Shortly before she died, Raven’s tough street friends hardly recognized her. She had streaked her long brown hair purple, and had shaved half of it off into a bizarre, asymmetrical Mohawk. She was “cutting” on her arms — using razorblades to abuse herself. She was living on and off with her latest boyfriend, Curly, a 25-year-old man 10 years her senior, in an apartment in Hollywood.
But things were going sour between them. Friends said she wanted to leave him but didn’t know how. The friends all knew that she had started hooking again to feed her meth habit.

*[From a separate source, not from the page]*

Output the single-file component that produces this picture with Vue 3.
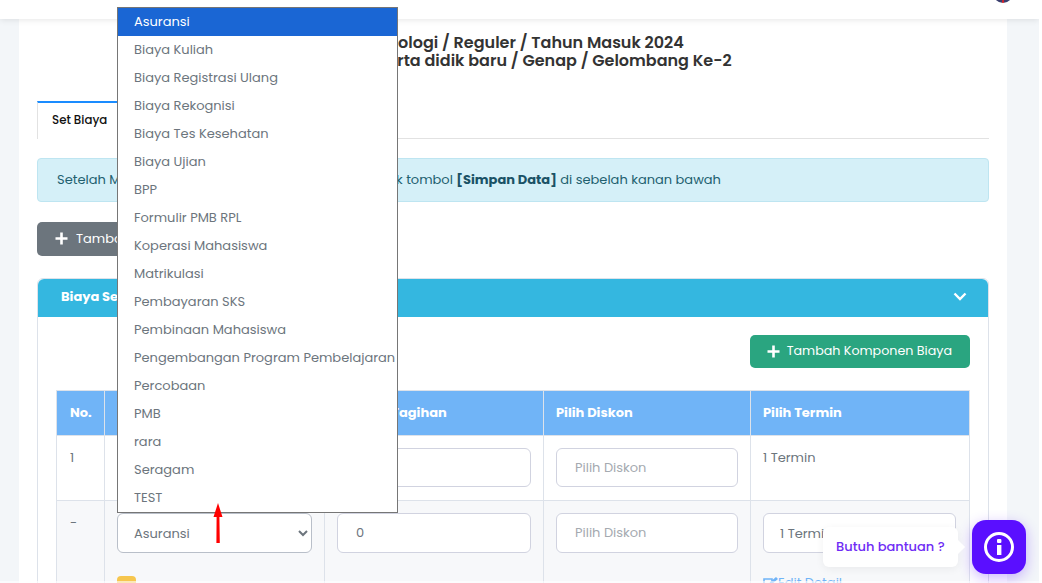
<script setup>
const options = [
  'Asuransi', 'Biaya Kuliah', 'Biaya Registrasi Ulang', 'Biaya Rekognisi', 'Biaya Tes Kesehatan',
  'Biaya Ujian', 'BPP', 'Formulir PMB RPL', 'Koperasi Mahasiswa', 'Matrikulasi', 'Pembayaran SKS',
  'Pembinaan Mahasiswa', 'Pengembangan Program Pembelajaran', 'Percobaan', 'PMB', 'rara', 'Seragam', 'TEST'
]
</script>

<template>
  <div class="page">
    <header class="topbar">
      <div class="avatar"></div>
    </header>

    <main class="card">
      <div class="heading">
        <div>Teknologi / Reguler / Tahun Masuk 2024</div>
        <div>Peserta didik baru / Genap / Gelombang Ke-2</div>
      </div>

      <div class="tabs">
        <div class="tab">Set Biaya</div>
      </div>

      <div class="alert">
        Setelah Mengisi seluruh data biaya, baru silahkan klik tombol <b>[Simpan Data]</b> di sebelah kanan bawah
      </div>

      <button class="btn btn-grey">
        <svg class="plus" width="13" height="13" viewBox="0 0 13 13"><path d="M6.5 .5v12M.5 6.5h12" stroke="#fff" stroke-width="2.6" /></svg>
        Tambah
      </button>

      <section class="panel">
        <div class="panel-head">
          <span>Biaya Semester</span>
          <svg width="14" height="9" viewBox="0 0 14 9" fill="none"><path d="M1.5 1.5 7 7l5.5-5.5" stroke="#fff" stroke-width="2.4" /></svg>
        </div>
        <div class="panel-body">
          <div class="actions">
            <button class="btn btn-green">
              <svg class="plus" width="13" height="13" viewBox="0 0 13 13"><path d="M6.5 .5v12M.5 6.5h12" stroke="#fff" stroke-width="2.6" /></svg>
              Tambah Komponen Biaya
            </button>
          </div>

          <table class="fees">
            <colgroup>
              <col class="c-no" /><col class="c-comp" /><col class="c-bill" /><col class="c-disc" /><col class="c-term" />
            </colgroup>
            <thead>
              <tr>
                <th>No.</th>
                <th>Komponen</th>
                <th>Jumlah Tagihan</th>
                <th>Pilih Diskon</th>
                <th>Pilih Termin</th>
              </tr>
            </thead>
            <tbody>
              <tr class="row-one">
                <td>1</td>
                <td></td>
                <td><input class="field" /></td>
                <td><input class="field" placeholder="Pilih Diskon" /></td>
                <td>1 Termin</td>
              </tr>
              <tr class="row-two">
                <td>-</td>
                <td>
                  <select class="field select">
                    <option>Asuransi</option>
                  </select>
                  <div class="mini-btn"></div>
                </td>
                <td><input class="field" value="0" /></td>
                <td><input class="field" placeholder="Pilih Diskon" /></td>
                <td>
                  <div class="field term">1 Termin</div>
                  <div class="edit-link">
                    <svg width="15" height="14" viewBox="0 0 15 14" fill="none"><path d="M1 3h8v10H1z" stroke="#70b4f7" stroke-width="1.6" /><path d="M6 9l1-3 6-5 2 2-6 5z" fill="#70b4f7" /></svg>
                    Edit Detail
                  </div>
                </td>
              </tr>
            </tbody>
          </table>
        </div>
      </section>
    </main>

    <!-- daftar pilihan select yang sedang terbuka -->
    <div class="dropdown">
      <div v-for="(opt, i) in options" :key="opt" class="option" :class="{ selected: i === 0 }">{{ opt }}</div>
    </div>

    <svg class="red-arrow" width="10" height="40" viewBox="0 0 10 40"><path d="M5 0 9.5 14H6.4L6.8 40H3.4L3.6 14H.5z" fill="#f00" /></svg>

    <div class="help">
      <div class="bubble">Butuh bantuan ?</div>
      <div class="help-btn">
        <svg width="32" height="32" viewBox="0 0 32 32" fill="none">
          <circle cx="16" cy="16" r="13.5" stroke="#fff" stroke-width="3" />
          <rect x="14" y="14" width="4.4" height="10" fill="#fff" />
          <rect x="14" y="8" width="4.4" height="4" rx="1" fill="#fff" />
        </svg>
      </div>
    </div>

    <div class="bottom-strip"></div>
  </div>
</template>

<style>
html, body { margin: 0; background: #fff; overflow: hidden; }
</style>

<style scoped>
.page {
  position: relative;
  width: 1039px;
  height: 583px;
  overflow: hidden;
  background: #f3f6f9;
  font-family: Poppins, Inter, "Liberation Sans", sans-serif;
  font-size: 13px;
  color: #6c757d;
}

.topbar {
  position: relative;
  z-index: 2;
  height: 19px;
  background: #fff;
  box-shadow: 0 1px 6px rgba(0, 0, 0, 0.1);
}
.avatar {
  position: absolute;
  left: 993px;
  top: -17px;
  width: 20px;
  height: 20px;
  border-radius: 50%;
  background: linear-gradient(90deg, #3b3f6e 45%, #c8242f 45% 55%, #3b3f6e 55%);
}

.card {
  width: 988px;
  height: 564px;
  margin-left: 19px;
  padding: 0 18px;
  box-sizing: border-box;
  background: #fff;
}

.heading {
  height: 82px;
  padding: 15px 0 0 322px;
  box-sizing: border-box;
  font-size: 16px;
  font-weight: 600;
  line-height: 18px;
  color: #333;
}

.tabs {
  height: 38px;
  box-sizing: border-box;
  border-bottom: 1px solid #e2e2e2;
}
.tab {
  width: 130px;
  height: 38px;
  box-sizing: border-box;
  padding: 9px 0 0 14px;
  border: 1px solid #e2e2e2;
  border-top: 2px solid #1a8cff;
  border-bottom: 0;
  background: #fff;
  font-size: 11.8px;
  font-weight: 500;
  color: #111;
}

.alert {
  height: 44px;
  margin-top: 19px;
  padding: 0 19px;
  box-sizing: border-box;
  line-height: 42px;
  border: 1px solid #bee5f1;
  border-radius: 4px;
  background: #d5f0f8;
  color: #22606f;
  white-space: nowrap;
}
.alert b { font-weight: 700; color: #1a5266; }

.btn {
  display: flex;
  align-items: center;
  gap: 8px;
  height: 34px;
  padding: 0 18px 1px;
  border: 0;
  border-radius: 5px;
  font: inherit;
  color: #fff;
}
.btn-grey {
  width: 180px;
  margin-top: 20px;
  background: #6c757d;
}
.btn-green {
  height: 33px;
  padding-left: 17px;
  gap: 7px;
  background: #2aa580;
  font-size: 12.7px;
}

.panel {
  margin-top: 22px;
  border: 1px solid #dde2ea;
  border-radius: 6px 6px 0 0;
}
.panel-head {
  height: 38px;
  padding: 0 21px 3px 23px;
  box-sizing: border-box;
  display: flex;
  align-items: center;
  justify-content: space-between;
  border-radius: 6px 6px 0 0;
  background: #34b7e0;
  color: #fff;
  font-weight: 700;
}
.panel-body { padding: 18px 18px 0; }

.actions { display: flex; justify-content: flex-end; }

.fees {
  width: 913px;
  margin-top: 22px;
  table-layout: fixed;
  border-collapse: collapse;
}
.c-no { width: 48px; }
.c-comp { width: 220px; }
.c-bill { width: 219px; }
.c-disc { width: 207px; }
.c-term { width: 219px; }

.fees th, .fees td {
  border: 1px solid #dde2ea;
  padding: 0 12px;
  text-align: left;
  vertical-align: top;
}
.fees th:first-child, .fees td:first-child { padding-left: 13px; }
.fees td:last-child { padding-right: 13px; }
.fees th {
  height: 44px;
  vertical-align: middle;
  background: #70b4f7;
  color: #fff;
  font-weight: 700;
}
.fees td { padding-top: 12px; }
.row-one { height: 65px; }
.row-two { height: 85px; }
.row-two td { background: #f7f8fa; }
.row-two .field { height: 40px; }

.field {
  display: block;
  width: 100%;
  height: 39px;
  padding: 0 18px;
  box-sizing: border-box;
  border: 1px solid #d1d3e0;
  border-radius: 6px;
  background: #fff;
  font: inherit;
  color: #6c757d;
}
.field::placeholder { color: #a5aab0; }
.select { padding-left: 12px; border-color: #b9bfc9; }
.term { padding-left: 16px; line-height: 39px; }

.mini-btn {
  width: 19px;
  height: 20px;
  margin-top: 23px;
  border-radius: 4px;
  background: #f6c64e;
}
.edit-link {
  display: flex;
  align-items: center;
  margin-top: 20px;
  color: #70b4f7;
}

.dropdown {
  position: absolute;
  left: 117px;
  top: 7px;
  z-index: 5;
  width: 281px;
  box-sizing: border-box;
  border: 1px solid #767676;
  background: #fff;
}
.option {
  height: 28px;
  line-height: 28px;
  padding-left: 16px;
  white-space: nowrap;
}
.option.selected { background: #1a66d4; color: #fff; }

.red-arrow {
  position: absolute;
  left: 213px;
  top: 503px;
  z-index: 6;
}

.help {
  position: absolute;
  left: 823px;
  top: 520px;
  z-index: 6;
  display: flex;
  align-items: center;
  gap: 14px;
}
.bubble {
  position: relative;
  width: 135px;
  box-sizing: border-box;
  margin-top: -1px;
  padding: 10px 0 10px 13px;
  border-radius: 6px;
  background: #fff;
  box-shadow: 0 2px 8px rgba(0, 0, 0, 0.06);
  color: #6f2cf5;
  font-weight: 500;
}
.bubble::after {
  content: "";
  position: absolute;
  right: -5px;
  top: 50%;
  width: 10px;
  height: 10px;
  background: #fff;
  transform: translateY(-50%) rotate(45deg);
}
.help-btn {
  display: flex;
  align-items: center;
  justify-content: center;
  width: 54px;
  height: 54px;
  border-radius: 14px;
  background: #5a0fff;
  box-shadow: 0 4px 14px rgba(90, 15, 255, 0.3);
}

.bottom-strip {
  position: absolute;
  left: 0;
  right: 0;
  bottom: 0;
  z-index: 3;
  height: 2px;
  background: rgba(255, 255, 255, 0.6);
}
</style>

“The drugs really got to her in the end,” says Kat, flatly and without emotion. Kat had embraced religion, and had gotten off the streets.
A year after Kat left the streets, she ran into her friend Raven again: “It was pretty gnarly,” she says. “I saw her a week before she died. She gave me a bracelet and a rave-music CD at the Hollywood & Highland Center. I gave myself to God and saw things in a different way.... I was trying to talk to her about being sober.”
Then, three days before her death, Raven agreed to meet Cannon again for an interview. The actress had taped her earlier, and had been trying to get in touch with the teen for six months but wasn’t all that worried about her elusiveness — until she saw her. The interview lasted four hours.
“I begged her to let me take her to a rehab,” Cannon says. “She was afraid she would have to be there for a year, or they would put her in jail. She was afraid. I said, ‘So that’s a year. You’re 16. It doesn’t matter. That year will go quickly.’”
Raven didn’t listen to the tall, slim, blonde 71-year-old actress from Malibu.
The day of Raven’s demise began with a visit to her boyfriend, Curly, followed by a rendezvous with her homeless teenage pal Joel Avelar Eliseo (who, crying at the preliminary hearing for Raven’s alleged murderer, Gilton Pitre, later tearfully refused to talk to the Weekly). The two hung out at My Friend’s Place and The Way In.
After both of those drop-in centers for teens had closed for the evening, the kids sauntered over to their usual hangout — a parking lot and bus shelter at the 7-Days Market in a run-down mini-mall on the corner of Hollywood Boulevard and Gower Street. Behind the market is an alleyway where they, and many other kids, buy their drugs.
Joel Eliseo, looking horribly uncomfortable at the Los Angeles Criminal Courts Building last April during the preliminary hearing, sported a pierced nose and a large wooden spool of red thread wedged into a hole in his severely stretched ear lobe. He explained to the judge that he and Raven were approached near the 7-Days Market by a short, heavyset black guy who asked Raven if she wanted to “hang out.”
Joel told the judge that Raven replied, “Wait here, I will be back,” and that the teens left the man behind, heading to a party at the apartment of a friend of Joel’s, on Selma Avenue.
Joel and Raven walked several blocks, stopping at a liquor store to buy cigarettes. But when they got to the Unocal 76 gas station on Hollywood Boulevard near Tommy’s Burgers, the same man appeared again, now leaning nonchalantly against a Unocal gas pump.
According to Joel, the man pressed Raven, again asking if she wanted to hang out. “The second time, she said it in a more frustrated tone, like, ‘Yeah, I will be back,’” Joel told the judge. The duo arrived at the party after 10 p.m., but Raven stayed for only about 15 minutes, then left because, Joel said, she found it too crowded and “she didn’t like the environment.”